■ **DATASET CONTENT**
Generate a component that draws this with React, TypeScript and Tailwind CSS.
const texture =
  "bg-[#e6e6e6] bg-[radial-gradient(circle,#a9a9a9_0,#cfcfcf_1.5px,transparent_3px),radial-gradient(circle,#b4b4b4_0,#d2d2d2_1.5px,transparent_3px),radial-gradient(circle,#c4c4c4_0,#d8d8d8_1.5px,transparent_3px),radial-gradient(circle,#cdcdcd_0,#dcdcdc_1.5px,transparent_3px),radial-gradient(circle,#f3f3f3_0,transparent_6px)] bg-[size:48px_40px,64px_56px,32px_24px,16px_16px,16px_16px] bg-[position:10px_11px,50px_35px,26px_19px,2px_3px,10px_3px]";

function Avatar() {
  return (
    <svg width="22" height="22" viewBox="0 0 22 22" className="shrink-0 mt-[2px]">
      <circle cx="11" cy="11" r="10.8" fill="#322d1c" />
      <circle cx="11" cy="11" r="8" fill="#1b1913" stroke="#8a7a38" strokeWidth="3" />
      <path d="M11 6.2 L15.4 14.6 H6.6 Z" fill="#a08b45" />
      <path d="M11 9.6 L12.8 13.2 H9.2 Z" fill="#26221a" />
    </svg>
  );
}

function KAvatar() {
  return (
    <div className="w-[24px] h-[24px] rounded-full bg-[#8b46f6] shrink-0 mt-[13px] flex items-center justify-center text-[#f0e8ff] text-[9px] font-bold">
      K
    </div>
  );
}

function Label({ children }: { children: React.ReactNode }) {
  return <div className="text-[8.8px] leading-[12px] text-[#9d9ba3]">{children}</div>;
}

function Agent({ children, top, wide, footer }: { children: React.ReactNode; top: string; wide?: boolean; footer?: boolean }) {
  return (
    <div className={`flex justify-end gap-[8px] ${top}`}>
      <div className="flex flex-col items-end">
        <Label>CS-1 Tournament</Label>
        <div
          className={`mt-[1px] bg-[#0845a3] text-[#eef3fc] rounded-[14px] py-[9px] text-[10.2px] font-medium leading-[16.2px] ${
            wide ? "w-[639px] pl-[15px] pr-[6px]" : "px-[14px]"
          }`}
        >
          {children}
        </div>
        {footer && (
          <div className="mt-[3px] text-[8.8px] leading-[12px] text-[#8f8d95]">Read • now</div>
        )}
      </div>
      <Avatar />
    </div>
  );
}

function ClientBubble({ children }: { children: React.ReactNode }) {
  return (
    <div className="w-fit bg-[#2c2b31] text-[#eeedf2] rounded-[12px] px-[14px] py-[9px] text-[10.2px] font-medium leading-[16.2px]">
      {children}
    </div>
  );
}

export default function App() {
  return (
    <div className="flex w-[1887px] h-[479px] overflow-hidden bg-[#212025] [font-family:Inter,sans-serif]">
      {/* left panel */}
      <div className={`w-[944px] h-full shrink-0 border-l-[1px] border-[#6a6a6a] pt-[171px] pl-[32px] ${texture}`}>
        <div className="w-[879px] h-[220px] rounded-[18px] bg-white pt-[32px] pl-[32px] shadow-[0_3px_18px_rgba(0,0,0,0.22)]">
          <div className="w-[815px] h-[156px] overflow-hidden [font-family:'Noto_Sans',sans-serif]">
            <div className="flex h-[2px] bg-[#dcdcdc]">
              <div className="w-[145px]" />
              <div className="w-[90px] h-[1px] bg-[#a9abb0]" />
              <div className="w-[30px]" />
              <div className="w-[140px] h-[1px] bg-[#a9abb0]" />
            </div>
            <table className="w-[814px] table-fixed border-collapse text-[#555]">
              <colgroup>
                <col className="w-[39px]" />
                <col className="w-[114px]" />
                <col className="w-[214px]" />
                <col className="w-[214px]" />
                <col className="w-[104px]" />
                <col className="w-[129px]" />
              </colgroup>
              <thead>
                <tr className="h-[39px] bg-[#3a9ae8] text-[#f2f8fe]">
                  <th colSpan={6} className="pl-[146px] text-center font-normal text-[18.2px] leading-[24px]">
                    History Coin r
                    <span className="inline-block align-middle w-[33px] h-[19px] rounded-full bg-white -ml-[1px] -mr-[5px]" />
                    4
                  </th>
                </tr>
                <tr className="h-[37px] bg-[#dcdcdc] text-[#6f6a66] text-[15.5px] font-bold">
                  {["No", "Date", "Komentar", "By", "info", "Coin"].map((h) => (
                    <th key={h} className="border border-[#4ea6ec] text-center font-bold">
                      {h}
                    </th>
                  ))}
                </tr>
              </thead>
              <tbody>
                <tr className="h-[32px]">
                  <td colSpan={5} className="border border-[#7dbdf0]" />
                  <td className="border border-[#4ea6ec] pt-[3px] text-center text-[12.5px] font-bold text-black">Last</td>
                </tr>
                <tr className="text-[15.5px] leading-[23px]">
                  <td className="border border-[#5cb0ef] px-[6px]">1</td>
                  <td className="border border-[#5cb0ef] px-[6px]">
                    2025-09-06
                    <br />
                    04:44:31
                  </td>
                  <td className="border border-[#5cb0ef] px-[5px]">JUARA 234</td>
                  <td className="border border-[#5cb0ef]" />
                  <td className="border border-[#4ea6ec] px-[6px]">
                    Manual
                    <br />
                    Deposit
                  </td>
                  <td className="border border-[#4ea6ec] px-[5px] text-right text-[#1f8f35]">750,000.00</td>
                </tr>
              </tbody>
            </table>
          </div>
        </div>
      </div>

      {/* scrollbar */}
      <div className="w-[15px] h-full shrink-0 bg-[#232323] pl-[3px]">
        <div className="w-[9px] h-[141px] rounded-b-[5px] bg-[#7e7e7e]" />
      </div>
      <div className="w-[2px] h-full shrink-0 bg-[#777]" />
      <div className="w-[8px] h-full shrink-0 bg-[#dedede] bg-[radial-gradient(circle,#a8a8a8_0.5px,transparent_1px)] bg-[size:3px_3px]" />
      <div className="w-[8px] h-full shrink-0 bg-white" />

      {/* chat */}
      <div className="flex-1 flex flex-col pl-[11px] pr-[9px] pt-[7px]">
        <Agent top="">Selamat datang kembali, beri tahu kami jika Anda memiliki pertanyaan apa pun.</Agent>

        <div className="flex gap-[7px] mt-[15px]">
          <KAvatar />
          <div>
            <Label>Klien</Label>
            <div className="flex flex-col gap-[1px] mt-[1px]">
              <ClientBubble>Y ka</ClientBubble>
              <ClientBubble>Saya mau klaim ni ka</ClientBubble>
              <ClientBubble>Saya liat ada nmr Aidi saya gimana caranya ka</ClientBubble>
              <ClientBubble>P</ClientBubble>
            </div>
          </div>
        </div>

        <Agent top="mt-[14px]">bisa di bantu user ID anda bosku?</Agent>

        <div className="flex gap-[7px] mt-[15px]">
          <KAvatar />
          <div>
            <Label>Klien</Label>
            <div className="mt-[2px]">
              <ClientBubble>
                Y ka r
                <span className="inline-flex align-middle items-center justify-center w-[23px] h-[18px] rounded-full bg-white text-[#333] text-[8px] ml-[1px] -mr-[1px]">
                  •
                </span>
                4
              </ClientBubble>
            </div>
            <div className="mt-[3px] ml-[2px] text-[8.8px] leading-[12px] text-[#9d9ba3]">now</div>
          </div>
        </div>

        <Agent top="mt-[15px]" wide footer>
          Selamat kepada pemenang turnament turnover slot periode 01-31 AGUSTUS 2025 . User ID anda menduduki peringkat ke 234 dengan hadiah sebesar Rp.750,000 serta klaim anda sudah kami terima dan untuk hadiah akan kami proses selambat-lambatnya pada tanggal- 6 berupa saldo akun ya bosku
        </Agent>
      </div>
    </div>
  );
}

■ **TASK DIRECTIONS**
Output all of the data above without any alteration.

■ **FULL OUTPUT**
Generate a component that draws this with React, TypeScript and Tailwind CSS.
const texture =
  "bg-[#e6e6e6] bg-[radial-gradient(circle,#a9a9a9_0,#cfcfcf_1.5px,transparent_3px),radial-gradient(circle,#b4b4b4_0,#d2d2d2_1.5px,transparent_3px),radial-gradient(circle,#c4c4c4_0,#d8d8d8_1.5px,transparent_3px),radial-gradient(circle,#cdcdcd_0,#dcdcdc_1.5px,transparent_3px),radial-gradient(circle,#f3f3f3_0,transparent_6px)] bg-[size:48px_40px,64px_56px,32px_24px,16px_16px,16px_16px] bg-[position:10px_11px,50px_35px,26px_19px,2px_3px,10px_3px]";

function Avatar() {
  return (
    <svg width="22" height="22" viewBox="0 0 22 22" className="shrink-0 mt-[2px]">
      <circle cx="11" cy="11" r="10.8" fill="#322d1c" />
      <circle cx="11" cy="11" r="8" fill="#1b1913" stroke="#8a7a38" strokeWidth="3" />
      <path d="M11 6.2 L15.4 14.6 H6.6 Z" fill="#a08b45" />
      <path d="M11 9.6 L12.8 13.2 H9.2 Z" fill="#26221a" />
    </svg>
  );
}

function KAvatar() {
  return (
    <div className="w-[24px] h-[24px] rounded-full bg-[#8b46f6] shrink-0 mt-[13px] flex items-center justify-center text-[#f0e8ff] text-[9px] font-bold">
      K
    </div>
  );
}

function Label({ children }: { children: React.ReactNode }) {
  return <div className="text-[8.8px] leading-[12px] text-[#9d9ba3]">{children}</div>;
}

function Agent({ children, top, wide, footer }: { children: React.ReactNode; top: string; wide?: boolean; footer?: boolean }) {
  return (
    <div className={`flex justify-end gap-[8px] ${top}`}>
      <div className="flex flex-col items-end">
        <Label>CS-1 Tournament</Label>
        <div
          className={`mt-[1px] bg-[#0845a3] text-[#eef3fc] rounded-[14px] py-[9px] text-[10.2px] font-medium leading-[16.2px] ${
            wide ? "w-[639px] pl-[15px] pr-[6px]" : "px-[14px]"
          }`}
        >
          {children}
        </div>
        {footer && (
          <div className="mt-[3px] text-[8.8px] leading-[12px] text-[#8f8d95]">Read • now</div>
        )}
      </div>
      <Avatar />
    </div>
  );
}

function ClientBubble({ children }: { children: React.ReactNode }) {
  return (
    <div className="w-fit bg-[#2c2b31] text-[#eeedf2] rounded-[12px] px-[14px] py-[9px] text-[10.2px] font-medium leading-[16.2px]">
      {children}
    </div>
  );
}

export default function App() {
  return (
    <div className="flex w-[1887px] h-[479px] overflow-hidden bg-[#212025] [font-family:Inter,sans-serif]">
      {/* left panel */}
      <div className={`w-[944px] h-full shrink-0 border-l-[1px] border-[#6a6a6a] pt-[171px] pl-[32px] ${texture}`}>
        <div className="w-[879px] h-[220px] rounded-[18px] bg-white pt-[32px] pl-[32px] shadow-[0_3px_18px_rgba(0,0,0,0.22)]">
          <div className="w-[815px] h-[156px] overflow-hidden [font-family:'Noto_Sans',sans-serif]">
            <div className="flex h-[2px] bg-[#dcdcdc]">
              <div className="w-[145px]" />
              <div className="w-[90px] h-[1px] bg-[#a9abb0]" />
              <div className="w-[30px]" />
              <div className="w-[140px] h-[1px] bg-[#a9abb0]" />
            </div>
            <table className="w-[814px] table-fixed border-collapse text-[#555]">
              <colgroup>
                <col className="w-[39px]" />
                <col className="w-[114px]" />
                <col className="w-[214px]" />
                <col className="w-[214px]" />
                <col className="w-[104px]" />
                <col className="w-[129px]" />
              </colgroup>
              <thead>
                <tr className="h-[39px] bg-[#3a9ae8] text-[#f2f8fe]">
                  <th colSpan={6} className="pl-[146px] text-center font-normal text-[18.2px] leading-[24px]">
                    History Coin r
                    <span className="inline-block align-middle w-[33px] h-[19px] rounded-full bg-white -ml-[1px] -mr-[5px]" />
                    4
                  </th>
                </tr>
                <tr className="h-[37px] bg-[#dcdcdc] text-[#6f6a66] text-[15.5px] font-bold">
                  {["No", "Date", "Komentar", "By", "info", "Coin"].map((h) => (
                    <th key={h} className="border border-[#4ea6ec] text-center font-bold">
                      {h}
                    </th>
                  ))}
                </tr>
              </thead>
              <tbody>
                <tr className="h-[32px]">
                  <td colSpan={5} className="border border-[#7dbdf0]" />
                  <td className="border border-[#4ea6ec] pt-[3px] text-center text-[12.5px] font-bold text-black">Last</td>
                </tr>
                <tr className="text-[15.5px] leading-[23px]">
                  <td className="border border-[#5cb0ef] px-[6px]">1</td>
                  <td className="border border-[#5cb0ef] px-[6px]">
                    2025-09-06
                    <br />
                    04:44:31
                  </td>
                  <td className="border border-[#5cb0ef] px-[5px]">JUARA 234</td>
                  <td className="border border-[#5cb0ef]" />
                  <td className="border border-[#4ea6ec] px-[6px]">
                    Manual
                    <br />
                    Deposit
                  </td>
                  <td className="border border-[#4ea6ec] px-[5px] text-right text-[#1f8f35]">750,000.00</td>
                </tr>
              </tbody>
            </table>
          </div>
        </div>
      </div>

      {/* scrollbar */}
      <div className="w-[15px] h-full shrink-0 bg-[#232323] pl-[3px]">
        <div className="w-[9px] h-[141px] rounded-b-[5px] bg-[#7e7e7e]" />
      </div>
      <div className="w-[2px] h-full shrink-0 bg-[#777]" />
      <div className="w-[8px] h-full shrink-0 bg-[#dedede] bg-[radial-gradient(circle,#a8a8a8_0.5px,transparent_1px)] bg-[size:3px_3px]" />
      <div className="w-[8px] h-full shrink-0 bg-white" />

      {/* chat */}
      <div className="flex-1 flex flex-col pl-[11px] pr-[9px] pt-[7px]">
        <Agent top="">Selamat datang kembali, beri tahu kami jika Anda memiliki pertanyaan apa pun.</Agent>

        <div className="flex gap-[7px] mt-[15px]">
          <KAvatar />
          <div>
            <Label>Klien</Label>
            <div className="flex flex-col gap-[1px] mt-[1px]">
              <ClientBubble>Y ka</ClientBubble>
              <ClientBubble>Saya mau klaim ni ka</ClientBubble>
              <ClientBubble>Saya liat ada nmr Aidi saya gimana caranya ka</ClientBubble>
              <ClientBubble>P</ClientBubble>
            </div>
          </div>
        </div>

        <Agent top="mt-[14px]">bisa di bantu user ID anda bosku?</Agent>

        <div className="flex gap-[7px] mt-[15px]">
          <KAvatar />
          <div>
            <Label>Klien</Label>
            <div className="mt-[2px]">
              <ClientBubble>
                Y ka r
                <span className="inline-flex align-middle items-center justify-center w-[23px] h-[18px] rounded-full bg-white text-[#333] text-[8px] ml-[1px] -mr-[1px]">
                  •
                </span>
                4
              </ClientBubble>
            </div>
            <div className="mt-[3px] ml-[2px] text-[8.8px] leading-[12px] text-[#9d9ba3]">now</div>
          </div>
        </div>

        <Agent top="mt-[15px]" wide footer>
          Selamat kepada pemenang turnament turnover slot periode 01-31 AGUSTUS 2025 . User ID anda menduduki peringkat ke 234 dengan hadiah sebesar Rp.750,000 serta klaim anda sudah kami terima dan untuk hadiah akan kami proses selambat-lambatnya pada tanggal- 6 berupa saldo akun ya bosku
        </Agent>
      </div>
    </div>
  );
}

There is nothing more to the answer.